Let's talk about technology
Whilst Tai Chi is a traditional martial art, that doesn't mean we can't use technology in our training. Many sports have used technology and so why can't we in martial arts?
Do you really need technology?
The simple answer would be no. Because people in the past got on without technology and so can you. So that's the end of this blog. Well not quite, because technology has it's uses.
Technology and Tai Chi
Technology has been used in sports for a while. Professional athletes use technology to monitor their performance and this in turn is used to identify weaknesses as well as ways to improve their game. On a more modest level, consumers can now have access to smart devices. From the basic health trackers to smartwatches and devices that attaches to shoes or strap to your chest. There are also smart rings, but these are new and haven't really caught on or proven as more reliable than smartwatches. Having the device on the wrist seems to be the most popular option. To keep it simple, I'll refer to all of these devices as smartwatches. Some smartwatches are very sophisticated and can give you a good idea of your performance and your health. If you hike or run, you can actually see how hard your body is working at any particular point of that outing.
For Tai Chi, you don't need to go that far, but it is worth looking at your heart rate, calories burned, general productivity and recovery time. Over a period of time, you can definitely see a trend. I've yet to come across a smartwatch that has a profile for Tai Chi. However, you are the more physical types you could use boxing or cardio. For the more meditative types, there are profiles for yoga. The apps for these watches give you a general outline of your performance, but if you like data and spreadsheets, then you can access the stats on your laptop.
For those who think Tai Chi isn't physically demanding or burns many calories. This depends on what you do and how you do it. It's not quite like pumping iron in the gym. Tai Chi hand forms don't seem like much, but an hour can take a lot out of you. Weapon forms are also a good workout. But if you really want something more intensive, then try pushing hands or sparring. However, if you're doing any activities that involves a partner, it'll be a good idea to remove your smartwatch, in order to avoid damage or injury. That unfortunately means you can record any data.
What have I used?
I'm probably a bit late when using smartwatches. I tried a Microsoft health band years ago and it was very basic and very irritating. A few years back, I was using a Polar watch, until the sensor broke. I now use a Corus. Whilst I do monitor my training, I also like to go hiking, so I do get a fair amount of use out of them. I have found the training data useful and it has helped me under my own body and help me plan my training.

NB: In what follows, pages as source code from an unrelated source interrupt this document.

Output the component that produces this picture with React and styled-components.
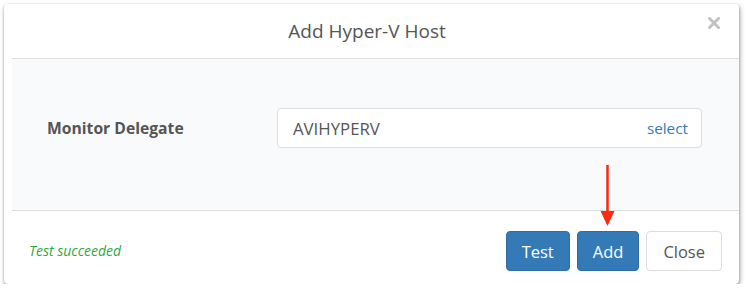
import React from "react";
import styled, { createGlobalStyle } from "styled-components";

const Global = createGlobalStyle`
  html, body { margin: 0; padding: 0; background: #ffffff; }
  body { font-family: "Open Sans", "Liberation Sans", sans-serif; }
  * { box-sizing: border-box; }
`;

const Page = styled.div`
  padding: 4px 0 0 4px;
`;

const Dialog = styled.div`
  position: relative;
  width: 735px;
  height: 280px;
  background: #ffffff;
  border-radius: 4px;
  box-shadow: 0 1px 2px rgba(0, 0, 0, 0.25), 1px 2px 5px rgba(0, 0, 0, 0.35);
  display: flex;
  flex-direction: column;
`;

const Header = styled.div`
  height: 54px;
  display: grid;
  grid-template-columns: 1fr auto 1fr;
  align-items: center;
  padding: 0 19px 0 10px;
`;

const Title = styled.h4`
  grid-column: 2;
  margin: 0;
  font-size: 19px;
  font-weight: 400;
  color: #555555;
`;

const CloseX = styled.button`
  grid-column: 3;
  justify-self: end;
  align-self: start;
  margin-top: 13px;
  border: 0;
  padding: 0;
  background: transparent;
  width: 12px;
  height: 12px;
  display: flex;
  cursor: pointer;
`;

const Body = styled.div`
  margin-left: 8px;
  border-top: 1px solid #dddddd;
  border-bottom: 1px solid #dddddd;
  background: #f9fafb;
  height: 153px;
  padding: 49px 37px 0 35px;
  display: grid;
  grid-template-columns: 230px 1fr;
  align-items: start;
`;

const Label = styled.label`
  font-size: 15.7px;
  font-weight: 700;
  color: #555555;
  line-height: 40px;
`;

const InputBox = styled.div`
  height: 40px;
  background: #ffffff;
  border: 1px solid #dddddd;
  border-radius: 4px;
  display: flex;
  align-items: center;
  justify-content: space-between;
  padding: 0 13px 0 15px;
`;

const InputValue = styled.span`
  font-size: 16.8px;
  color: #555555;
`;

const SelectLink = styled.a`
  font-size: 15.3px;
  color: #337ab7;
  text-decoration: none;
  cursor: pointer;
`;

const Footer = styled.div`
  margin-left: 8px;
  flex: 1;
  display: flex;
  align-items: flex-start;
  justify-content: space-between;
  padding: 20px 17px 0 17px;
`;

const Status = styled.span`
  font-size: 14px;
  font-style: italic;
  color: #2ea83f;
  line-height: 40px;
`;

const Buttons = styled.div`
  display: flex;
  gap: 7px;
`;

const Button = styled.button`
  height: 40px;
  padding: 0 ${(p) => (p.$default ? "16px" : "15px")};
  font-family: "Open Sans", "Liberation Sans", sans-serif;
  font-size: 16.5px;
  border-radius: 4px;
  border: 1px solid ${(p) => (p.$default ? "#dddddd" : "#2e6da4")};
  background: ${(p) => (p.$default ? "#ffffff" : "#337ab7")};
  color: ${(p) => (p.$default ? "#555555" : "#ffffff")};
  cursor: pointer;
`;

const Arrow = styled.svg`
  position: absolute;
  left: 596px;
  top: 161px;
`;

export default function App() {
  return (
    <>
      <Global />
      <Page>
        <Dialog>
          <Header>
            <Title>Add Hyper-V Host</Title>
            <CloseX aria-label="Close">
              <svg width="12" height="12" viewBox="0 0 12 12">
                <path
                  d="M1.5 1.5 L10.5 10.5 M10.5 1.5 L1.5 10.5"
                  stroke="#c2c2c2"
                  strokeWidth="3"
                  strokeLinecap="square"
                />
              </svg>
            </CloseX>
          </Header>
          <Body>
            <Label>Monitor Delegate</Label>
            <InputBox>
              <InputValue>AVIHYPERV</InputValue>
              <SelectLink>select</SelectLink>
            </InputBox>
          </Body>
          <Footer>
            <Status>Test succeeded</Status>
            <Buttons>
              <Button>Test</Button>
              <Button>Add</Button>
              <Button $default>Close</Button>
            </Buttons>
          </Footer>
          <Arrow width="15" height="61" viewBox="0 0 15 61">
            <line x1="7.5" y1="0" x2="7.5" y2="48" stroke="#fa2a10" strokeWidth="2.5" />
            <polygon points="0.5,46 14.5,46 7.5,61" fill="#fa2a10" />
          </Arrow>
        </Dialog>
      </Page>
    </>
  );
}
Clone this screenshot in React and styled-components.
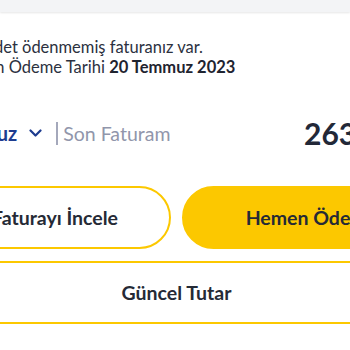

The cons of using smartwatches
Wearing devices is not everybody's cup of tea and I have never recommended using them to anybody.
Here are a few things to consider before using health monitors and smart watches.
The data is not always accurate and should not be considered so. Wearing devices in an incorrect position can make a difference in the readings.
Brands differ in their readings. The better brands have had more experience in this field and the readings should be more meaningful.
Smartwatches can be annoying and distracting. You should be your own boss and not let a device tell you want to do. If you slept well or you've worked out enough for the day, you would know. If you exercise regularly, have adequate rest and a good diet, you'll be fine.
Whilst smartwatches are suppose to encourage good habits. The opposite can happen. People have been known to develop mental health concerns after using smartwatches. From the frustration, you might end up doing rather unhealthy things. If smartwatches are causing problems, then either only wear them when exercising or don't wear them at all.
Don't treat smartwatches as a fashion statement or a must have. If you just need to tell the time, then there are better alternatives.
The green factor and e-waste. Technology improves year after year and manufacturers temp you to upgrade. You have to ask yourself if you really need to upgrade? If you own an nice Swiss watch, you wouldn't upgrade it. Although, you might buy a few more. Many electronic devices may have an active life of about 3-4 years, but after that, they become obsolete. One of the reasons why Japanese watching makers like Seiko, Citizen or Casio don't have much of a presence in this market, is that smartwatches have a short product life. As such, it isn't in their interest. If they do have a product, they are usually made by a third party or use their software. The cost of some smartwatches are far higher than a quality analogue watch.
What happens with your data? Ever thought of that? This is said to be sold to third parties and what buyers will use it for, I wouldn't know. Data protection in this regard is not as strong it is for say finance or personal information. You really should read the small print and be wary about where this data is stored. Apple and Google have more stringent processes in place, but they use your data to sell goods and services to you. So there's no such thing as a free meal. Whilst a lot of smartwatches are made in the Far East, the companies who are big players in this market are American or Finnish. If you're going to blame certain a communist country for stealing data, because the press told you to do so. Then that's a bit ignorant and possibly racist. Apple and Google know more about you than that certain communist country, fact. What phone or tablet are you reading this blog from?
At the end of the day, train smart and take control of your lifestyle.